A seguito di separazione o divorzio di una coppia, il giudice attribuisce il diritto di abitazione nella “casa coniugale” al genitore con cui i figli vanno a stare. Ma come si definisce la casa coniugale? Devi sapere che è proprio da questa che dipende il cosiddetto «diritto di abitazione», ragion per cui è utile conoscere bene il suo significato.
In cosa consiste il diritto di abitazione?

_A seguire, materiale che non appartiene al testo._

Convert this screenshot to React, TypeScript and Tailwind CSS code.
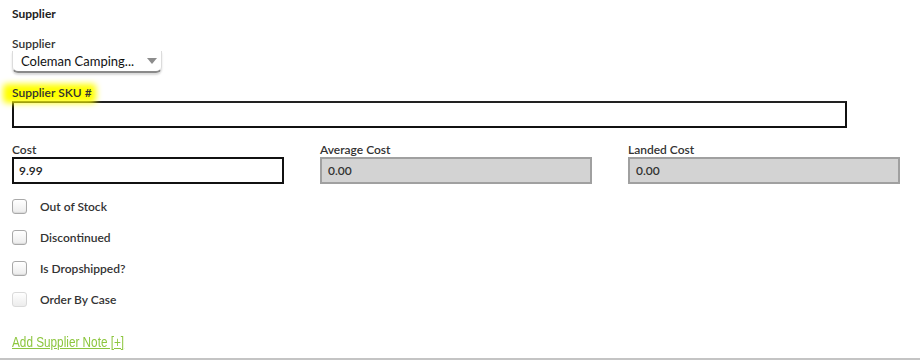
import { useState } from "react";

const font = { fontFamily: "Lato, 'Open Sans', Arial, sans-serif" };

function Checkbox({ label, faded }: { label: string; faded?: boolean }) {
  const [on, setOn] = useState(false);
  return (
    <label className="flex items-center h-[15px] cursor-pointer">
      <input type="checkbox" checked={on} onChange={() => setOn(!on)} className="sr-only" />
      <span
        className={
          "w-[15px] h-[15px] rounded-[3px] border bg-gradient-to-b from-white to-[#ececec] " +
          (faded ? "border-[#dadada]" : "border-[#a9a9a9] shadow-[inset_0_-1px_1px_rgba(0,0,0,0.08)]")
        }
      />
      <span className="ml-[13px] text-[12px] font-semibold text-[#333] leading-[14px]">{label}</span>
    </label>
  );
}

function ReadonlyField({ label, value }: { label: string; value: string }) {
  return (
    <div className="flex flex-col">
      <span className="block h-[14px] text-[12px] font-semibold text-[#333] leading-[14px]">{label}</span>
      <div className="h-[27px] w-[272px] bg-[#d3d3d3] border-2 border-[#a0a0a0] flex items-center px-[6px] text-[12px] font-semibold text-[#333]">
        {value}
      </div>
    </div>
  );
}

export default function App() {
  return (
    <div className="w-[920px] h-[363px] bg-white relative overflow-hidden" style={font}>
      <div className="px-[12px] pt-[7px]">
        <h3 className="h-[14px] text-[12px] font-bold text-[#222] leading-[14px]">Supplier</h3>

        <div className="mt-[16px] h-[14px] text-[12px] font-semibold text-[#333] leading-[14px]">Supplier</div>
        <div className="w-[150px] h-[22px] rounded-b-[6px] border-b-2 border-x border-[#8a8a8a] border-x-[#dcdcdc] shadow-[0_2px_2px_rgba(0,0,0,0.15)] flex items-center justify-between pl-[8px] pr-[3px]">
          <span className="text-[13px] text-[#111] leading-[16px]">Coleman Camping...</span>
          <svg width="10" height="6" viewBox="0 0 10 6" className="mr-[1px]">
            <path d="M0 0 L10 0 L5 6 Z" fill="#8c8c8c" />
          </svg>
        </div>

        <div className="mt-[13px] h-[14px] relative w-fit">
          <span className="absolute -left-[9px] -right-[4px] -top-[2px] -bottom-[3px] bg-[#ffff00] blur-[3px] rounded-sm" />
          <span className="relative block text-[12px] font-semibold text-[#333] leading-[14px]">Supplier SKU #</span>
        </div>
        <div className="mt-[1px] h-[27px] w-[835px] border-2 border-[#111] border-t-[#222] bg-white" />

        <div className="mt-[15px] flex gap-[36px]">
          <div className="flex flex-col">
            <span className="block h-[14px] text-[12px] font-semibold text-[#333] leading-[14px]">Cost</span>
            <div className="h-[27px] w-[272px] border-2 border-[#111] flex items-center px-[5px] text-[12px] font-semibold text-[#222]">
              9.99
            </div>
          </div>
          <ReadonlyField label="Average Cost" value="0.00" />
          <ReadonlyField label="Landed Cost" value="0.00" />
        </div>

        <div className="mt-[15px] flex flex-col gap-[16px]">
          <Checkbox label="Out of Stock" />
          <Checkbox label="Discontinued" />
          <Checkbox label="Is Dropshipped?" />
          <Checkbox label="Order By Case" faded />
        </div>

        <a
          href="#"
          className="inline-block mt-[28px] text-[14px] text-[#8dc63f] underline leading-[14px] origin-left scale-x-[0.84]"
          style={{ fontFamily: "'Liberation Sans', Arial, sans-serif" }}
        >
          Add Supplier Note [+]
        </a>
      </div>
      <div className="absolute left-0 right-0 top-[358px] h-[2px] bg-[#c4c4c4]" />
    </div>
  );
}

Quando una coppia si separa, il giudice può assegnare la casa familiare al coniuge presso cui i figli vanno a vivere. Non si tratta di proprietà, ma solo di diritto di utilizzare l’immobile fino a quando i figli stessi non saranno economicamente in grado di provvedere al proprio alloggio. Quando ciò avverrà, l’ex coniuge titolare dell’immobile ne riacquisterà anche la disponibilità materiale.
Ricapitolando, il diritto di abitazione può essere riconosciuto:
- tanto in presenza di una coppia sposata che di conviventi;
- solo se la coppia ha figli minorenni, maggiorenni non ancora autosufficienti o portatori di grave handicap;
- in favore del coniuge “collocatario” ossia presso cui i figli vanno a vivere.

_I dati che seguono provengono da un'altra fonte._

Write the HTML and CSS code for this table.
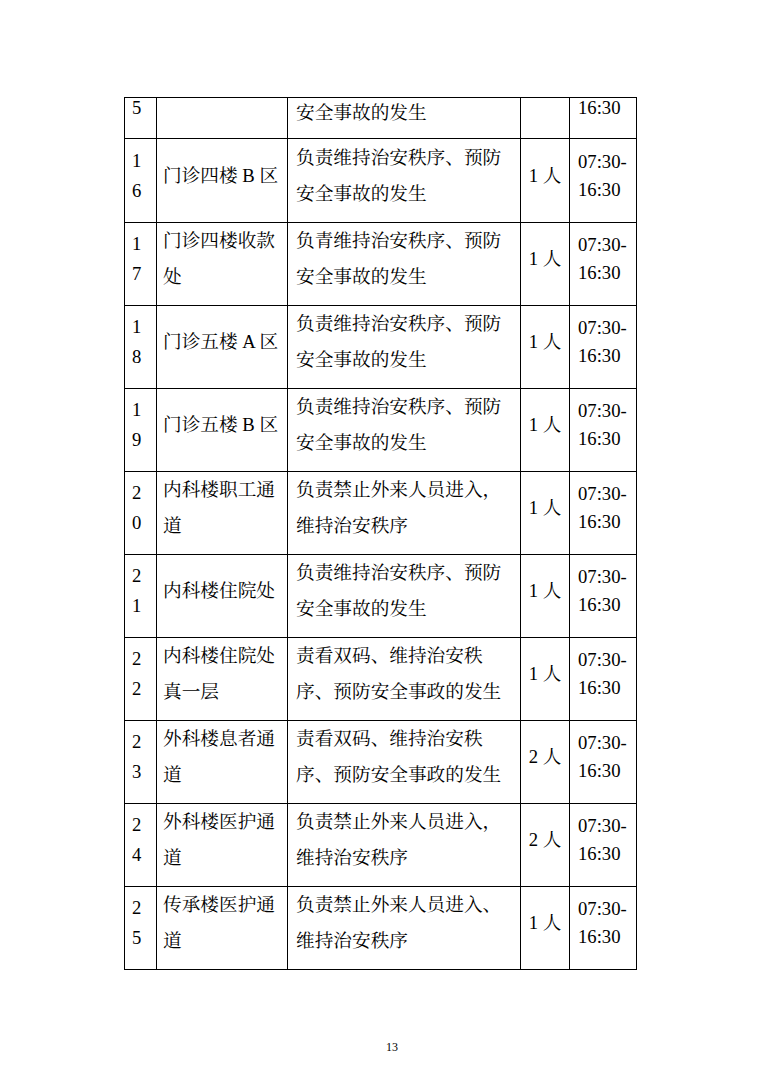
FILE: index.html
```html
<!DOCTYPE html>
<html lang="zh-CN">
<head>
<meta charset="utf-8">
<title>13</title>
<link rel="stylesheet" href="styles.css">
</head>
<body>
<div class="page">
  <table class="duty">
    <colgroup>
      <col class="c1"><col class="c2"><col class="c3"><col class="c4"><col class="c5">
    </colgroup>
    <tbody>
      <tr class="r-first">
        <td class="num top">5</td>
        <td class="place"></td>
        <td class="task">安全事故的发生</td>
        <td class="cnt"></td>
        <td class="time top">16:30</td>
      </tr>
      <tr class="r84">
        <td class="num">1<br>6</td>
        <td class="place">门诊四楼 B 区</td>
        <td class="task">负责维持治安秩序、预防<br>安全事故的发生</td>
        <td class="cnt">1 人</td>
        <td class="time">07:30-<br>16:30</td>
      </tr>
      <tr>
        <td class="num">1<br>7</td>
        <td class="place">门诊四楼收款<br>处</td>
        <td class="task">负青维持治安秩序、预防<br>安全事故的发生</td>
        <td class="cnt">1 人</td>
        <td class="time">07:30-<br>16:30</td>
      </tr>
      <tr>
        <td class="num">1<br>8</td>
        <td class="place">门诊五楼 A 区</td>
        <td class="task">负责维持治安秩序、预防<br>安全事故的发生</td>
        <td class="cnt">1 人</td>
        <td class="time">07:30-<br>16:30</td>
      </tr>
      <tr>
        <td class="num">1<br>9</td>
        <td class="place">门诊五楼 B 区</td>
        <td class="task">负责维持治安秩序、预防<br>安全事故的发生</td>
        <td class="cnt">1 人</td>
        <td class="time">07:30-<br>16:30</td>
      </tr>
      <tr>
        <td class="num">2<br>0</td>
        <td class="place">内科楼职工通<br>道</td>
        <td class="task">负责禁止外来人员进入，<br>维持治安秩序</td>
        <td class="cnt">1 人</td>
        <td class="time">07:30-<br>16:30</td>
      </tr>
      <tr>
        <td class="num">2<br>1</td>
        <td class="place">内科楼住院处</td>
        <td class="task">负责维持治安秩序、预防<br>安全事故的发生</td>
        <td class="cnt">1 人</td>
        <td class="time">07:30-<br>16:30</td>
      </tr>
      <tr>
        <td class="num">2<br>2</td>
        <td class="place">内科楼住院处<br>真一层</td>
        <td class="task">责看双码、维持治安秩<br>序、预防安全事政的发生</td>
        <td class="cnt">1 人</td>
        <td class="time">07:30-<br>16:30</td>
      </tr>
      <tr>
        <td class="num">2<br>3</td>
        <td class="place">外科楼息者通<br>道</td>
        <td class="task">责看双码、维持治安秩<br>序、预防安全事政的发生</td>
        <td class="cnt">2 人</td>
        <td class="time">07:30-<br>16:30</td>
      </tr>
      <tr>
        <td class="num">2<br>4</td>
        <td class="place">外科楼医护通<br>道</td>
        <td class="task">负责禁止外来人员进入，<br>维持治安秩序</td>
        <td class="cnt">2 人</td>
        <td class="time">07:30-<br>16:30</td>
      </tr>
      <tr>
        <td class="num">2<br>5</td>
        <td class="place">传承楼医护通<br>道</td>
        <td class="task">负责禁止外来人员进入、<br>维持治安秩序</td>
        <td class="cnt">1 人</td>
        <td class="time">07:30-<br>16:30</td>
      </tr>
    </tbody>
  </table>
  <div class="folio">13</div>
</div>
</body>
</html>
```
FILE: styles.css
```css
html, body {
  margin: 0;
  padding: 0;
  background: #fff;
}
.page {
  width: 761px;
  height: 1077px;
  box-sizing: border-box;
  padding: 97px 0 0 124px;
  font-family: "Liberation Serif", "Noto Serif CJK SC", "Noto Sans CJK SC", serif;
  color: #000;
}
.duty {
  border-collapse: collapse;
  table-layout: fixed;
  width: 512px;
}
.c1 { width: 32px; }
.c2 { width: 131px; }
.c3 { width: 233px; }
.c4 { width: 49px; }
.c5 { width: 67px; }
.duty tr { height: 83px; }
.duty tr.r-first { height: 41px; }
.duty tr.r84 { height: 84px; }
.duty td {
  border: 1px solid #000;
  padding: 0 4px 10px 7px;
  vertical-align: middle;
  font-size: 18.67px;
  line-height: 36px;
  white-space: nowrap;
  overflow: hidden;
}
.duty td.num { line-height: 30px; padding-left: 7px; }
.duty td.place { padding-left: 6px; }
.duty td.task { padding-left: 8px; }
.duty td.cnt { text-align: center; padding-left: 0; padding-right: 0; }
.duty td.time { line-height: 28px; padding-left: 8px; }
.duty tr.r-first td { line-height: 30px; padding-bottom: 10px; }
.duty tr.r-first td.top { line-height: 20px; padding-bottom: 20px; }
.folio {
  width: 512px;
  margin-top: 70px;
  padding-left: 24px;
  box-sizing: border-box;
  text-align: center;
  font-size: 12px;
  line-height: 14px;
}
```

- esclusivamente sulla casa coniugale, detta casa familiare.
Cos’è la casa coniugale?
La casa coniugale è quella in cui la famiglia viveva stabilmente prima della separazione. Il motivo per cui viene detta anche casa familiare è che, come anticipato sopra, il diritto di abitazione può essere riconosciuto non solo al termine del matrimonio ma anche di una convivenza.
Il giudice non potrebbe mai riconoscere il diritto di abitazione, ad esempio, sulla seconda casa, quella a uso investimento, quella per le vacanze, quella data in affitto, quella mai abitata o abitata saltuariamente dalla famiglia.
Quindi, se la coppia ha vissuto in una casa in affitto, il giudice attribuirà il diritto di abitazione in tale appartamento, anche nel caso in cui uno dei due coniugi dovesse essere proprietario di un eventualmente ulteriore alloggio.
Che succede se il coniuge “collocatario” ha già una casa di proprietà?
Potrebbe succedere che entrambi i coniugi abbiano, ciascuno, una casa di proprietà. Mettiamo che i due, mentre sono sposati, vivano nell’appartamento del marito. Alla separazione, la donna – presso cui vengono collocati i figli – chiede di poter continuare a vivere nell’immobile del marito. In questo caso ne ha diritto.
Infatti la donna, pur avendo già la disponibilità di una casa in cui poter stare, può rivendicare il diritto di abitazione nella casa familiare, quella cioè ove viveva insieme al marito o al compagno. La ragione di tale diritto di abitazione è tutelare i figli. Si vuole infatti evitare che questi subiscano un trauma derivante dal trasferimento in un’altra abitazione, che spesso implica mutamento delle abitudini, delle scuole e delle frequentazioni.
Quando c’è l’assegnazione della casa coniugale?
L’assegnazione della casa familiare spetta solo se la coppia ha figli:
- minorenni; che devono essere di entrambi i coniugi, pertanto se un coniuge convive col proprio figlio minore che non è figlio anche dell’altro coniuge non ha diritto all’assegnazione della casa coniugale;
- maggiorenni non economicamente autosufficienti. Se tuttavia l’incapacità economica dei figli dipende da un loro stesso atteggiamento colpevole, allora non può essere riconosciuto né il diritto al mantenimento, né il diritto di abitazione. In ogni caso, la colpa per il mancato conseguimento di tale indipendenza deve essere provata dall’altro genitore;
- maggiorenni portatori di handicap.
Le stesse regole valgono anche in caso di convivenza di fatto, in presenza di figli minori nati dai due conviventi.
Casa in affitto: a chi va il contratto?
Se la casa familiare è in locazione e il contratto è intestato al genitore estromesso o a entrambi i genitori, in caso di separazione subentra nel contratto il solo coniuge (o convivente di fatto) presso cui vengono collocati i figli. Egli pertanto è obbligato al pagamento dei canoni e alle spese condominiali.